Be wary of anyone offering you a drink (see below) and make smart choices about what whether or not to pursue romantic interests. I'm not judging one way or another, but just take precautions if you decide to go home with someone in another country.

13. Don't Be Afraid to Lie

I know, I know - it goes against everything your parents taught you...But trust me on this one. It's ok to lie to a stranger who doesn't have the best intentions.

I was stopped many times in Paris by "lost tourists" asking for directions - maybe I looked too much like a local! ;) Perhaps they truly were lost, but my "danger" beacon went off in my gut and I just ignored them and kept walking. Could I have been a nice person and stopped to help? Yes.
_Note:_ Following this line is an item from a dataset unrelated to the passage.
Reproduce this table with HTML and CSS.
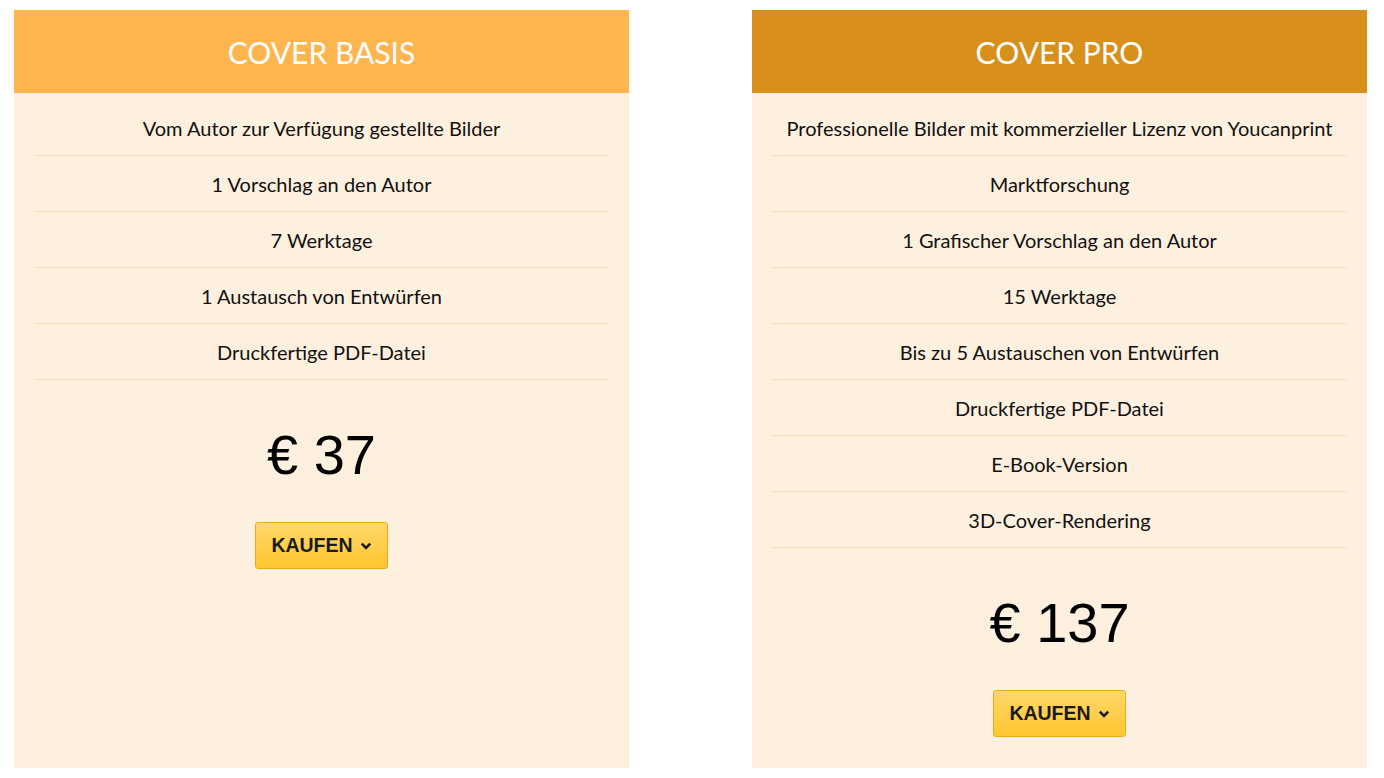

But I didn't want to be distracted and caught off guard.

In Rome, I actually wore a fake wedding ring and when men would hit on me, I'd point to it and say "sorry, I'm married." Most of the time, that would stop them, but occasionally I'd have to take it a step further and say "my husband is meeting me soon." That would stop them in their romantic pursuits pretty quickly.

14. Drink in Moderation

This may sound like a grouchy old woman giving advice to younger girls, but I've seen other young female solo travel blogs give the same advice! :)

I definitely love wine and am always up for a good beer (especially in a pub in London), but going beyond a few drinks to being drunk is a recipe for danger when you are alone.
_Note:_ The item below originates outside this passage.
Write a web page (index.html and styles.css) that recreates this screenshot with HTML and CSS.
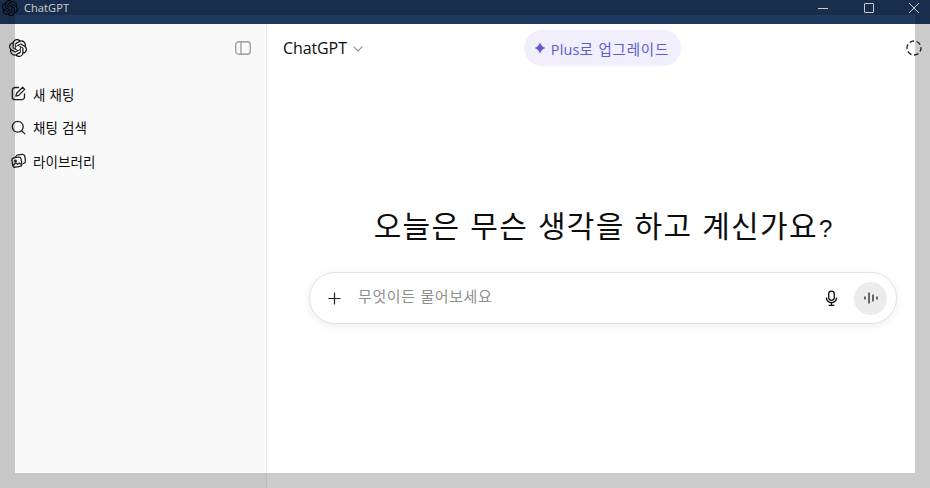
FILE: index.html
```html
<!DOCTYPE html>
<html lang="ko">
<head>
    <meta charset="UTF-8">
    <meta name="viewport" content="width=device-width, initial-scale=1.0">
    <title>ChatGPT</title>
    <link rel="stylesheet" href="styles.css">
</head>
<body>
    <svg class="sprite" width="0" height="0" aria-hidden="true">
        <symbol id="openai" viewBox="0 0 24 24">
            <path d="M22.2819 9.8211a5.9847 5.9847 0 0 0-.5157-4.9108 6.0462 6.0462 0 0 0-6.5098-2.9A6.0651 6.0651 0 0 0 4.9807 4.1818a5.9847 5.9847 0 0 0-3.9977 2.9 6.0462 6.0462 0 0 0 .7427 7.0966 5.98 5.98 0 0 0 .511 4.9107 6.051 6.051 0 0 0 6.5146 2.9001A5.9847 5.9847 0 0 0 13.2599 24a6.0557 6.0557 0 0 0 5.7718-4.2058 5.9894 5.9894 0 0 0 3.9977-2.9001 6.0557 6.0557 0 0 0-.7475-7.0729zm-9.022 12.6081a4.4755 4.4755 0 0 1-2.8764-1.0408l.1419-.0804 4.7783-2.7582a.7948.7948 0 0 0 .3927-.6813v-6.7369l2.02 1.1686a.071.071 0 0 1 .038.052v5.5826a4.504 4.504 0 0 1-4.4945 4.4944zm-9.6607-4.1254a4.4708 4.4708 0 0 1-.5346-3.0137l.142.0852 4.783 2.7582a.7712.7712 0 0 0 .7806 0l5.8428-3.3685v2.3324a.0804.0804 0 0 1-.0332.0615L9.74 19.9502a4.4992 4.4992 0 0 1-6.1408-1.6464zM2.3408 7.8956a4.485 4.485 0 0 1 2.3655-1.9728V11.6a.7664.7664 0 0 0 .3879.6765l5.8144 3.3543-2.0201 1.1685a.0757.0757 0 0 1-.071 0l-4.8303-2.7865A4.504 4.504 0 0 1 2.3408 7.872zm16.5963 3.8558L13.1038 8.364 15.1192 7.2a.0757.0757 0 0 1 .071 0l4.8303 2.7913a4.4944 4.4944 0 0 1-.6765 8.1042v-5.6772a.79.79 0 0 0-.407-.667zm2.0107-3.0231l-.142-.0852-4.7735-2.7818a.7759.7759 0 0 0-.7854 0L9.409 9.2297V6.8974a.0662.0662 0 0 1 .0284-.0615l4.8303-2.7866a4.4992 4.4992 0 0 1 6.6802 4.66zM8.3065 12.863l-2.02-1.1638a.0804.0804 0 0 1-.038-.0567V6.0742a4.4992 4.4992 0 0 1 7.3757-3.4537l-.142.0805L8.704 5.459a.7948.7948 0 0 0-.3927.6813zm1.0976-2.3654l2.602-1.4998 2.6069 1.4998v2.9994l-2.5974 1.4997-2.6067-1.4997Z"/>
        </symbol>
    </svg>

    <!-- Window title bar -->
    <header class="titlebar">
        <svg class="titlebar-logo"><use href="#openai"/></svg>
        <span class="titlebar-name">ChatGPT</span>
        <div class="window-controls">
            <svg class="win-btn" viewBox="0 0 10 10"><path d="M0 5.5h10"/></svg>
            <svg class="win-btn" viewBox="0 0 10 10"><rect x="0.5" y="0.5" width="9" height="9" rx="0.5"/></svg>
            <svg class="win-btn" viewBox="0 0 10 10"><path d="M0 0l10 10M10 0L0 10"/></svg>
        </div>
    </header>

    <div class="app">
        <!-- Sidebar -->
        <aside class="sidebar">
            <div class="sidebar-top">
                <svg class="sidebar-logo"><use href="#openai"/></svg>
                <svg class="sidebar-toggle" viewBox="0 0 16 16">
                    <rect x="0.75" y="1.75" width="14.5" height="12.5" rx="3"/>
                    <path d="M6 2v12"/>
                </svg>
            </div>
            <nav class="nav">
                <a class="nav-item">
                    <svg class="nav-icon" viewBox="0 0 16 16">
                        <path d="M8 1.600H4.400A3 3 0 0 0 1.400 4.600v7a3 3 0 0 0 3 3h7a3 3 0 0 0 3-3V8.400"/>
                        <path d="M12.400 1.400l2.200 2.200-6.400 6.400-3 .8.800-3z"/>
                    </svg>
                    <span>새 채팅</span>
                </a>
                <a class="nav-item">
                    <svg class="nav-icon" viewBox="0 0 16 16">
                        <circle cx="7.200" cy="7.200" r="5.800"/>
                        <path d="M11.400 11.400l3.400 3.400"/>
                    </svg>
                    <span>채팅 검색</span>
                </a>
                <a class="nav-item">
                    <svg class="nav-icon" viewBox="0 0 16 16">
                        <rect x="1.400" y="4.800" width="9.800" height="10" rx="2.400" transform="rotate(-10 6.300 9.800)"/>
                        <path d="M5 3.800l.4-.6a2.400 2.400 0 0 1 2-1.200l4.600-.6a2.600 2.600 0 0 1 2.800 2.200l.6 4.600a2.400 2.400 0 0 1-2 2.800"/>
                        <circle cx="4.800" cy="8.400" r="0.900"/>
                        <path d="M2.400 13l2.600-2.400 2 1.400 1.600-1.400 2.400 1.600"/>
                    </svg>
                    <span>라이브러리</span>
                </a>
            </nav>
        </aside>

        <!-- Main area -->
        <main class="main">
            <div class="topbar">
                <div class="model">
                    <span>ChatGPT</span>
                    <svg class="chevron" viewBox="0 0 10 6"><path d="M0.7 0.7L5 5l4.3-4.3"/></svg>
                </div>
                <button class="upgrade">
                    <svg class="spark" viewBox="0 0 12 12"><path d="M6 .3Q7.200 4.800 11.700 6 7.200 7.200 6 11.700 4.800 7.200 .3 6 4.800 4.800 6 .3z"/></svg>
                    <span><b>Plus</b>로 업그레이드</span>
                </button>
                <svg class="temp-chat" viewBox="0 0 16 16"><circle cx="8" cy="8" r="7"/></svg>
            </div>

            <section class="hero">
                <h1>오늘은 무슨 생각을 하고 계신가요<span class="qmark">?</span></h1>
                <div class="composer">
                    <svg class="composer-plus" viewBox="0 0 14 14"><path d="M7 0.500v13M0.500 7h13"/></svg>
                    <span class="placeholder">무엇이든 물어보세요</span>
                    <svg class="mic" viewBox="0 0 14 18">
                        <rect x="4" y="1" width="6" height="10" rx="3"/>
                        <path d="M1.500 8a5.500 5.500 0 0 0 11 0M7 13.500V16.500M4 16.500h6"/>
                    </svg>
                    <span class="voice">
                        <svg viewBox="0 0 14 12">
                            <path d="M1 4.500v3M5 .5v11M9 2.500v7M13 4.500v3"/>
                        </svg>
                    </span>
                </div>
            </section>
        </main>
    </div>

    <!-- Dimmed screenshot frame -->
    <div class="dim dim-top"></div>
    <div class="dim dim-left"></div>
    <div class="dim dim-right"></div>
    <div class="dim dim-bottom"></div>
</body>
</html>
```

FILE: styles.css
```css
/* General Page Styling */
html, body {
    margin: 0;
    padding: 0;
    height: 100%;
}

body {
    display: flex;
    flex-direction: column;
    width: 930px;
    height: 488px;
    overflow: hidden;
    position: relative;
    background: #ffffff;
    color: #0d0d0d;
    font-family: "Noto Sans CJK KR", "Noto Sans", sans-serif;
}

h1, p {
    margin: 0;
}

.sprite {
    position: absolute;
}

/* Title Bar */
.titlebar {
    display: flex;
    align-items: flex-start;
    height: 24px;
    flex: none;
    background: #1f3a5f;
    color: #ffffff;
}

.titlebar-logo {
    width: 16px;
    height: 16px;
    margin: 0 0 0 2px;
    fill: #000000;
}

.titlebar-name {
    margin-left: 6px;
    font-family: "Open Sans", sans-serif;
    font-size: 11px;
    letter-spacing: 0.1px;
    line-height: 16px;
}

.window-controls {
    display: flex;
    gap: 35.500px;
    margin-left: auto;
    padding: 3px 11px 0 0;
}

.win-btn {
    width: 10px;
    height: 10px;
    fill: none;
    stroke: #ffffff;
    stroke-width: 1;
}

/* App Layout */
.app {
    display: flex;
    flex: 1;
    min-height: 0;
}

.sidebar {
    width: 266px;
    flex: none;
    background: #f9f9f9;
    border-right: 1px solid #ececec;
}

.sidebar-top {
    display: flex;
    align-items: center;
    justify-content: space-between;
    height: 48px;
    padding: 0 15px 0 9px;
}

.sidebar-logo {
    width: 18px;
    height: 18px;
    fill: #0d0d0d;
}

.sidebar-toggle {
    width: 16px;
    height: 16px;
    fill: none;
    stroke: #9b9b9b;
    stroke-width: 1.300;
}

.nav {
    display: flex;
    flex-direction: column;
    padding: 5px 0 0 11px;
}

.nav-item {
    display: flex;
    align-items: center;
    gap: 7px;
    height: 33.500px;
    font-size: 13.500px;
    letter-spacing: 0.1px;
    color: #0d0d0d;
}

.nav-icon {
    width: 15px;
    height: 15px;
    fill: none;
    stroke: #222222;
    stroke-width: 1.400;
    stroke-linecap: round;
    stroke-linejoin: round;
}

/* Main Area */
.main {
    display: flex;
    flex-direction: column;
    flex: 1;
    min-width: 0;
}

.topbar {
    display: flex;
    align-items: center;
    height: 48px;
    padding: 0 8px 0 16px;
}

.model {
    display: flex;
    align-items: center;
    gap: 6px;
    font-family: "Open Sans", sans-serif;
    font-size: 16px;
    letter-spacing: -0.1px;
}

.chevron {
    width: 10px;
    height: 6px;
    margin-top: 2px;
    fill: none;
    stroke: #8f8f8f;
    stroke-width: 1.100;
}

.upgrade {
    display: flex;
    align-items: center;
    gap: 5px;
    height: 36px;
    margin-left: 161px;
    padding: 0 12px 0 10px;
    border: 0;
    border-radius: 18px;
    background: #f0effb;
    color: #5e5ccf;
    font-family: inherit;
    font-size: 14.500px;
    letter-spacing: 0.800px;
    white-space: nowrap;
}

.upgrade b {
    font-weight: 500;
    font-family: "Open Sans", sans-serif;
    letter-spacing: 0.100px;
}

.spark {
    width: 12px;
    height: 12px;
    fill: #5e5ccf;
}

.temp-chat {
    width: 16px;
    height: 16px;
    margin-left: auto;
    fill: none;
    stroke: #222222;
    stroke-width: 1.300;
    stroke-dasharray: 4.800 2.530;
    stroke-dashoffset: 1.200;
}

/* Hero */
.hero {
    display: flex;
    flex-direction: column;
    padding: 132px 33px 0 42px;
}

h1 {
    font-size: 30px;
    font-weight: 400;
    letter-spacing: 1.350px;
    line-height: 40px;
    text-align: center;
    color: #0d0d0d;
}

.qmark {
    margin-left: 1px;
    font-family: "Liberation Sans", sans-serif;
    font-size: 24px;
    letter-spacing: 0;
}

.composer {
    display: flex;
    align-items: center;
    height: 52px;
    box-sizing: border-box;
    margin-top: 23px;
    padding: 0 9px 0 18px;
    border: 1px solid #e3e3e3;
    border-radius: 26px;
    background: #ffffff;
    box-shadow: 0 2px 8px rgba(0, 0, 0, 0.08);
}

.composer-plus {
    width: 13px;
    height: 13px;
    fill: none;
    stroke: #222222;
    stroke-width: 1.300;
}

.placeholder {
    margin-left: 17px;
    padding-bottom: 6px;
    font-size: 15px;
    letter-spacing: 0.600px;
    color: #8f8f8f;
}

.mic {
    width: 13px;
    height: 17px;
    margin-left: auto;
    fill: none;
    stroke: #0d0d0d;
    stroke-width: 1.400;
}

.voice {
    display: flex;
    align-items: center;
    justify-content: center;
    width: 33px;
    height: 33px;
    margin-left: 16px;
    border-radius: 50%;
    background: #ececec;
}

.voice svg {
    width: 14px;
    height: 12px;
    fill: none;
    stroke: #222222;
    stroke-width: 1.300;
}

/* Dimmed Frame */
.dim {
    position: absolute;
    background: rgba(0, 0, 0, 0.2);
}

.dim-top { top: 0; left: 0; right: 0; height: 15px; }
.dim-left { top: 15px; left: 0; bottom: 15px; width: 15px; }
.dim-right { top: 15px; right: 0; bottom: 15px; width: 15px; }
.dim-bottom { left: 0; right: 0; bottom: 0; height: 15px; }
```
One, you'll be more vulnerable to crime. Two, your inhibitions will be lowered and you may do something you regret. Three, you may have difficulty getting back to your accommodation. Four, you'll feel it in the morning and lose a day of travel if you feel sick.

Ok - mama will get off her soapbox. Just trust me on this one, don't drink too much.

15. JUST DO IT!!

Seriously. If I can do solo travel, so can you. No one starts off as an expert, and you might make mistakes along the way, but you'll learn, grow, and experience the world in a whole new way.

Your confidence will grow so much and you'll look back and wonder why you were ever nervous to go in the first place!